At Ben’s Appliance on Cherokee Lane in Lodi, company president John Osburn presides over a host of fireplace inserts. Some ornate designs can run up to $10,000 to install. Other, more modest models are in the $2,200 range. No one has to carry firewood at the shop, though. All the inserts run on natural gas.
Osburn says there’s no need to lament the loss of fireplace ambiance.
Today’s faux log displays have come a long way from the painted cement logs paired with a lonely flame that were common in the mid-1990s.
Logs are now created using a blend of lightweight fiber and ceramic materials, and molded to look like natural logs. They even glow orange from the heat of the gas flame.
The flames have changed, too. They are spread out over a wider grate and designed to burn around the logs. The heat level is adjustable by dial or remote.
So the ambiance can perhaps be recreated. But what about the cost?
At the current price of gas, the insert can give off a strong heat for over three hours, or one cozy evening, for a dollar and a quarter.
“Or even less if you don’t want the heat to cook you out of the room,” said Osburn.
One cord of white oak for a fireplace costs about $300 and produces 26.4 million BTUs, according to the California Energy Commission.
Pound for pound, it is slightly less expensive to burn even the highest quality firewood than to run the natural gas fireplace. But how much heat actually ends up in your home, instead of out the flue?
An open-hearth, wood-burning fireplace is about as efficient as a campfire, said Osburn.

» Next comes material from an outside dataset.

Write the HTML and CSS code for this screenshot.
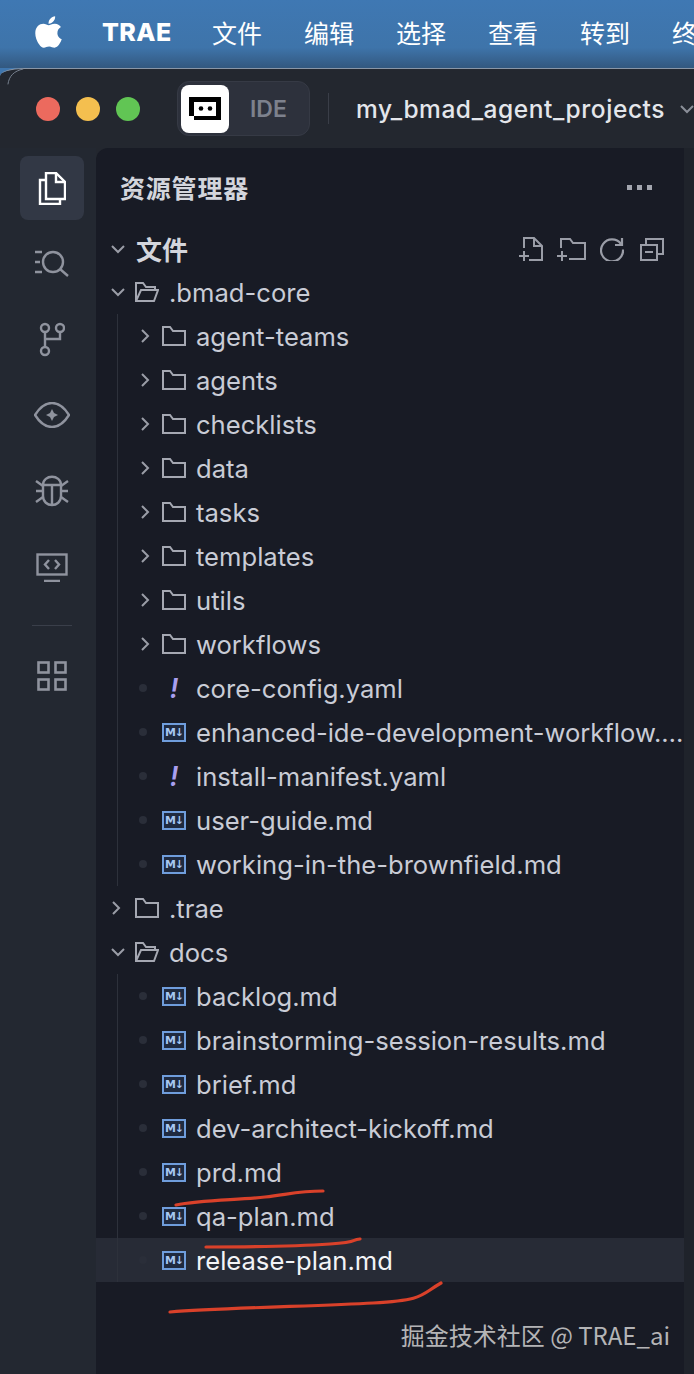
FILE: index.html
```html
<!DOCTYPE html>
<html lang="zh">
<head>
<meta charset="utf-8">
<title>TRAE</title>
<link rel="stylesheet" href="styles.css">
</head>
<body>
<svg class="defs" width="0" height="0" aria-hidden="true">
  <symbol id="folder" viewBox="0 0 24 20"><path d="M1 1h7l3 4h12v14H1z" fill="none" stroke="currentColor" stroke-width="2"/></symbol>
  <symbol id="open" viewBox="0 0 24 20"><path d="M1 19V1h7l3 4h9v3M1 19h18l4-11H6z" fill="none" stroke="currentColor" stroke-width="2"/></symbol>
  <symbol id="right" viewBox="0 0 10 14"><path d="M2 1l6 6-6 6" fill="none" stroke="currentColor" stroke-width="2"/></symbol>
  <symbol id="down" viewBox="0 0 14 10"><path d="M1 2l6 6 6-6" fill="none" stroke="currentColor" stroke-width="2"/></symbol>
</svg>

<header class="menubar">
  <svg class="apple" viewBox="0 0 384 512"><path fill="#fff" d="M318.7 268.7c-.2-36.7 16.4-64.4 50-84.8-18.8-26.9-47.2-41.7-84.7-44.6-35.5-2.8-74.3 20.7-88.5 20.7-15 0-49.4-19.7-76.4-19.7C63.3 141.2 4 184.8 4 273.5q0 39.3 14.4 81.2c12.8 36.7 59 126.7 107.2 125.2 25.2-.6 43-17.9 75.8-17.9 31.8 0 48.3 17.9 76.4 17.9 48.6-.7 90.4-82.5 102.6-119.3-65.2-30.7-61.7-90-61.7-91.9zm-56.6-164.2c27.3-32.4 24.8-61.9 24-72.5-24.1 1.4-52 16.4-67.9 34.9-17.5 19.8-27.8 44.3-25.6 71.9 26.1 2 49.9-11.4 69.5-34.3z"/></svg>
  <strong class="brand">TRAE</strong>
  <nav class="menu"><span>文件</span><span>编辑</span><span>选择</span><span>查看</span><span>转到</span><span>终端</span></nav>
</header>

<div class="window">
  <div class="titlebar">
    <div class="lights"><i class="red"></i><i class="yellow"></i><i class="green"></i></div>
    <div class="pill">
      <span class="logo"><svg viewBox="0 0 32 23" width="32" height="23"><path d="M0 0h32v23H5v-4H0z" fill="#000"/><rect x="5" y="5" width="22" height="14" fill="#fff"/><circle cx="12" cy="11.500" r="2.300" fill="#000"/><circle cx="21" cy="11.500" r="2.300" fill="#000"/></svg></span>
      <span class="ide">IDE</span>
    </div>
    <span class="sep"></span>
    <span class="project">my_bmad_agent_projects</span>
    <svg class="project-chev"><use href="#down"/></svg>
  </div>

  <div class="main">
    <aside class="activity">
      <span class="act active">
        <svg width="28" height="33" viewBox="0 0 28 33" fill="none" stroke="#fff" stroke-width="2.4"><path d="M8 1h10l9 9v17H8z"/><path d="M18 1v9h9"/><path d="M8 8H2v24h20v-5"/></svg>
      </span>
      <span class="act">
        <svg width="36" height="28" viewBox="0 0 36 28" fill="none" stroke="currentColor" stroke-width="2.4"><circle cx="19" cy="13" r="10"/><path d="M26 20l8 7M1 3h7M1 13h5M1 23h7"/></svg>
      </span>
      <span class="act">
        <svg width="26" height="35" viewBox="0 0 26 35" fill="none" stroke="currentColor" stroke-width="2.4"><circle cx="6" cy="6" r="4"/><circle cx="21" cy="6" r="4"/><circle cx="6" cy="29" r="4"/><path d="M6 10v15M21 10v7H6"/></svg>
      </span>
      <span class="act">
        <svg width="36" height="26" viewBox="0 0 36 26" fill="none" stroke="currentColor" stroke-width="2.4"><path d="M1 13C6 5 12 1 18 1s12 4 17 12c-5 8-11 12-17 12S6 21 1 13z"/><path d="M18 7l2 4 4 2-4 2-2 4-2-4-4-2 4-2z" fill="currentColor" stroke="none"/></svg>
      </span>
      <span class="act">
        <svg width="34" height="32" viewBox="0 0 34 32" fill="none" stroke="currentColor" stroke-width="2.4"><path d="M8 10c0-11 18-11 18 0v11c0 12-18 12-18 0z"/><path d="M8 10h18M17 10v21M1 6l7 5M33 6l-7 5M1 16h7M33 16h-7M1 27l7-5M33 27l-7-5"/></svg>
      </span>
      <span class="act">
        <svg width="32" height="29" viewBox="0 0 32 29" fill="none" stroke="currentColor" stroke-width="2.4"><rect x="1.500" y="1.500" width="29" height="20"/><path d="M13 7l-4 4.500 4 4.500M19 7l4 4.500-4 4.500M8 28h16"/></svg>
      </span>
      <span class="act-sep"></span>
      <span class="act ext">
        <svg width="30" height="30" viewBox="0 0 30 30" fill="none" stroke="currentColor" stroke-width="2.6"><rect x="1.500" y="1.500" width="10" height="10"/><rect x="18.500" y="1.500" width="10" height="10"/><rect x="1.500" y="18.500" width="10" height="10"/><rect x="18.500" y="18.500" width="10" height="10"/></svg>
      </span>
    </aside>

    <section class="sidebar">
      <div class="side-title"><h1>资源管理器</h1><span class="dots"><i></i><i></i><i></i></span></div>
      <div class="section-head">
        <svg class="chev-d"><use href="#down"/></svg>
        <h2>文件</h2>
        <span class="tools">
          <svg width="24" height="24" viewBox="0 0 24 24" fill="none" stroke="currentColor" stroke-width="2"><path d="M5 11V1h10l8 8v14H10"/><path d="M15 1v8h8M0 19h10M5 14v10"/></svg>
          <svg width="29" height="24" viewBox="0 0 29 24" fill="none" stroke="currentColor" stroke-width="2"><path d="M4 11V2h9l3 4h12v16H12"/><path d="M0 19h10M5 14v10"/></svg>
          <svg width="24" height="24" viewBox="0 0 24 24" fill="none" stroke="currentColor" stroke-width="2.200"><path d="M21 7a11 11 0 1 0 2 5.500"/><path d="M22 1v7h-7"/></svg>
          <svg width="24" height="24" viewBox="0 0 24 24" fill="none" stroke="currentColor" stroke-width="2"><rect x="1" y="8" width="16" height="15"/><path d="M6 8V2h17v15h-6M5 15h8"/></svg>
        </span>
      </div>

      <div class="row top"><svg class="chev-d"><use href="#down"/></svg><svg class="ficon"><use href="#open"/></svg><span class="name">.bmad-core</span></div>
      <div class="group">
        <div class="row"><svg class="chev-r"><use href="#right"/></svg><svg class="ficon"><use href="#folder"/></svg><span class="name">agent-teams</span></div>
        <div class="row"><svg class="chev-r"><use href="#right"/></svg><svg class="ficon"><use href="#folder"/></svg><span class="name">agents</span></div>
        <div class="row"><svg class="chev-r"><use href="#right"/></svg><svg class="ficon"><use href="#folder"/></svg><span class="name">checklists</span></div>
        <div class="row"><svg class="chev-r"><use href="#right"/></svg><svg class="ficon"><use href="#folder"/></svg><span class="name">data</span></div>
        <div class="row"><svg class="chev-r"><use href="#right"/></svg><svg class="ficon"><use href="#folder"/></svg><span class="name">tasks</span></div>
        <div class="row"><svg class="chev-r"><use href="#right"/></svg><svg class="ficon"><use href="#folder"/></svg><span class="name">templates</span></div>
        <div class="row"><svg class="chev-r"><use href="#right"/></svg><svg class="ficon"><use href="#folder"/></svg><span class="name">utils</span></div>
        <div class="row"><svg class="chev-r"><use href="#right"/></svg><svg class="ficon"><use href="#folder"/></svg><span class="name">workflows</span></div>
        <div class="row"><i class="dot"></i><span class="bang">!</span><span class="name">core-config.yaml</span></div>
        <div class="row"><i class="dot"></i><span class="md">M↓</span><span class="name">enhanced-ide-development-workflow.…</span></div>
        <div class="row"><i class="dot"></i><span class="bang">!</span><span class="name">install-manifest.yaml</span></div>
        <div class="row"><i class="dot"></i><span class="md">M↓</span><span class="name">user-guide.md</span></div>
        <div class="row"><i class="dot"></i><span class="md">M↓</span><span class="name">working-in-the-brownfield.md</span></div>
      </div>
      <div class="row top"><svg class="chev-r"><use href="#right"/></svg><svg class="ficon"><use href="#folder"/></svg><span class="name">.trae</span></div>
      <div class="row top"><svg class="chev-d"><use href="#down"/></svg><svg class="ficon"><use href="#open"/></svg><span class="name">docs</span></div>
      <div class="group">
        <div class="row"><i class="dot"></i><span class="md">M↓</span><span class="name">backlog.md</span></div>
        <div class="row"><i class="dot"></i><span class="md">M↓</span><span class="name">brainstorming-session-results.md</span></div>
        <div class="row"><i class="dot"></i><span class="md">M↓</span><span class="name">brief.md</span></div>
        <div class="row"><i class="dot"></i><span class="md">M↓</span><span class="name">dev-architect-kickoff.md</span></div>
        <div class="row"><i class="dot"></i><span class="md">M↓</span><span class="name">prd.md</span></div>
        <div class="row"><i class="dot"></i><span class="md">M↓</span><span class="name">qa-plan.md</span></div>
        <div class="row selected"><i class="dot"></i><span class="md">M↓</span><span class="name">release-plan.md</span></div>
      </div>
    </section>
    <div class="strip"></div>
  </div>
</div>

<svg class="ink" viewBox="0 0 694 1374" width="694" height="1374" aria-hidden="true">
  <path class="edge" d="M8 84C9 76 14 71 23 69"/>
  <path d="M176 1205C200 1200 240 1200 265 1197S300 1191 323 1191"/>
  <path d="M206 1247C250 1247 300 1246 330 1244S350 1240 360 1239"/>
  <path d="M170 1312C220 1308 320 1306 373 1303S420 1295 441 1283"/>
</svg>
<div class="watermark">掘金技术社区 @ TRAE_ai</div>
</body>
</html>
```

FILE: styles.css
```css
* { box-sizing: border-box; }
html, body { margin: 0; padding: 0; }
body {
  position: relative;
  width: 694px;
  height: 1374px;
  overflow: hidden;
  background: #3f76ae;
  font-family: Inter, "Noto Sans CJK SC", sans-serif;
  color: #c9ccd6;
}
.defs { position: absolute; }

.menubar {
  height: 68px;
  display: flex;
  align-items: center;
  padding: 0 0 4px 35px;
  background: linear-gradient(#3f78b3, #3e74aa 70%, #33587f);
  color: #fff;
  white-space: nowrap;
}
.apple { width: 27px; height: 36px; flex: none; }
.brand { margin-left: 40px; width: 69px; font-size: 25px; font-weight: 800; letter-spacing: .4px; }
.menu { display: flex; gap: 42px; margin-left: 41px; font-size: 25px; font-family: "Noto Sans CJK SC", sans-serif; }

.window {
  height: 1306px;
  background: #23272f;
  border-radius: 24px 0 0 0 / 8px 0 0 0;
  border-top: 1px solid #8a96a6;
  display: flex;
  flex-direction: column;
}
.titlebar {
  height: 79px;
  flex: none;
  display: flex;
  align-items: center;
  padding: 0 0 0 36px;
  white-space: nowrap;
}
.lights { display: flex; gap: 16px; }
.lights i { width: 24px; height: 24px; border-radius: 50%; display: block; }
.red { background: #ec6a5e; }
.yellow { background: #f4bf4f; }
.green { background: #61c554; }
.pill {
  margin-left: 37px;
  width: 134px;
  height: 55px;
  display: flex;
  align-items: center;
  padding-left: 3px;
  background: #2d313c;
  border: 1px solid #363a45;
  border-radius: 12px;
}
.logo {
  width: 48px;
  height: 48px;
  flex: none;
  border-radius: 8px;
  background: #fff;
  display: flex;
  align-items: center;
  justify-content: center;
}
.ide { margin-left: 21px; font-size: 23px; font-weight: 600; color: #7d818d; }
.sep { width: 1px; height: 31px; margin-left: 18px; background: #3a3e48; }
.project { margin-left: 27px; font-size: 24.500px; font-weight: 500; letter-spacing: .55px; color: #e4e6eb; }
.project-chev { width: 14px; height: 10px; margin-left: 15px; flex: none; color: #8b8f99; }

.main { flex: 1; display: flex; min-height: 0; }
.activity {
  width: 96px;
  flex: none;
  display: flex;
  flex-direction: column;
  align-items: center;
  padding: 8px 0 0 8px;
  color: #8f939e;
  background: #232831;
}
.act { width: 64px; height: 76px; display: flex; align-items: center; justify-content: center; flex: none; }
.act.active { height: 64px; border-radius: 8px; background: #323845; margin-bottom: 5px; }
.act-sep { width: 40px; height: 1px; background: #3a3f4a; margin: 20px 0 35px; flex: none; }
.act.ext { height: 30px; }

.sidebar {
  width: 588px;
  flex: none;
  background: #181b25;
  border-radius: 12px 0 0 0;
  overflow: hidden;
}
.strip { flex: 1; background: #1f232b; }
.side-title { height: 79px; padding: 0 32px 1px 24px; display: flex; align-items: center; justify-content: space-between; }
.side-title h1 { margin: 0; font: 700 25px/1 "Noto Sans CJK SC", sans-serif; letter-spacing: .8px; color: #d3d5dc; }
.dots { display: flex; gap: 5px; }
.dots i { width: 5px; height: 5px; background: #a3a6af; display: block; }

.section-head { height: 43px; display: flex; align-items: center; padding-left: 15px; }
.section-head h2 { margin: 0 0 0 11px; font: 700 26px/1 "Noto Sans CJK SC", sans-serif; color: #d3d5dc; }
.tools { margin-left: auto; margin-right: 20px; display: flex; align-items: center; gap: 14px; color: #9a9da7; }
.tools svg:last-child { margin-left: 2px; }

.row {
  height: 44px;
  display: flex;
  align-items: center;
  padding-left: 44px;
  white-space: nowrap;
}
.row.top { padding-left: 15px; }
.group { position: relative; }
.group::before {
  content: "";
  position: absolute;
  left: 21px;
  top: 0;
  bottom: 0;
  width: 1px;
  background: #2d313b;
}
.selected { background: #272b36; }
.selected .name { color: #f3f4f7; }
.name { font-size: 25.600px; color: #c9ccd6; margin-left: 10px; }
.chev-d { width: 14px; height: 10px; flex: none; color: #9a9da7; }
.chev-r { width: 10px; height: 14px; flex: none; margin-right: 6px; color: #9a9da7; }
.ficon { width: 24px; height: 20px; flex: none; margin-left: 6px; color: #a5a8b2; }
.row.top .ficon { margin-left: 10px; }
.row.top .chev-r { margin-right: 6px; }
.row.top .chev-r + .ficon { margin-left: 8px; }
.dot { width: 8px; height: 8px; margin: 0 0 0 -1px; border-radius: 50%; background: #2a2e39; flex: none; }
.bang {
  width: 24px;
  margin-left: 15px;
  flex: none;
  text-align: center;
  font-size: 27px;
  font-weight: 600;
  font-style: italic;
  line-height: 1;
  color: #a99ff0;
}
.md {
  width: 24px;
  height: 19px;
  margin-left: 15px;
  flex: none;
  border: 2px solid #6f9ddc;
  display: flex;
  align-items: center;
  justify-content: center;
  font: 700 11px/1 "DejaVu Sans", sans-serif;
  letter-spacing: -1px;
  color: #a6c6f2;
  background: #1f2a40;
}

.ink { position: absolute; left: 0; top: 0; pointer-events: none; }
.ink path { fill: none; stroke: #d9412a; stroke-width: 3.200; stroke-linecap: round; }
.ink path.edge { stroke: #77818f; stroke-width: 1; }
.watermark {
  position: absolute;
  right: 24px;
  top: 1319px;
  font: 400 24px/32px "Noto Sans CJK SC", sans-serif;
  color: #b4b4b6;
  white-space: nowrap;
}
```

“The heat goes straight up, not into the room. You only feel it when you’re right on top of it,” he said.
A gas-burning fireplace insert is more like having a furnace in your living room. A standard home furnace sits in the attic or on the roof and can lose a lot of heat blowing that warm air through the pipes to the vents in each room, said Osburn. The insert blows the heat directly into the room where its located, whether that’s the family den or the master bedroom.
One thing the gas fireplace insert cannot recreate is the sound of a burning log. But if that soundtrack is what you’re after, try the Yule log channel on cable.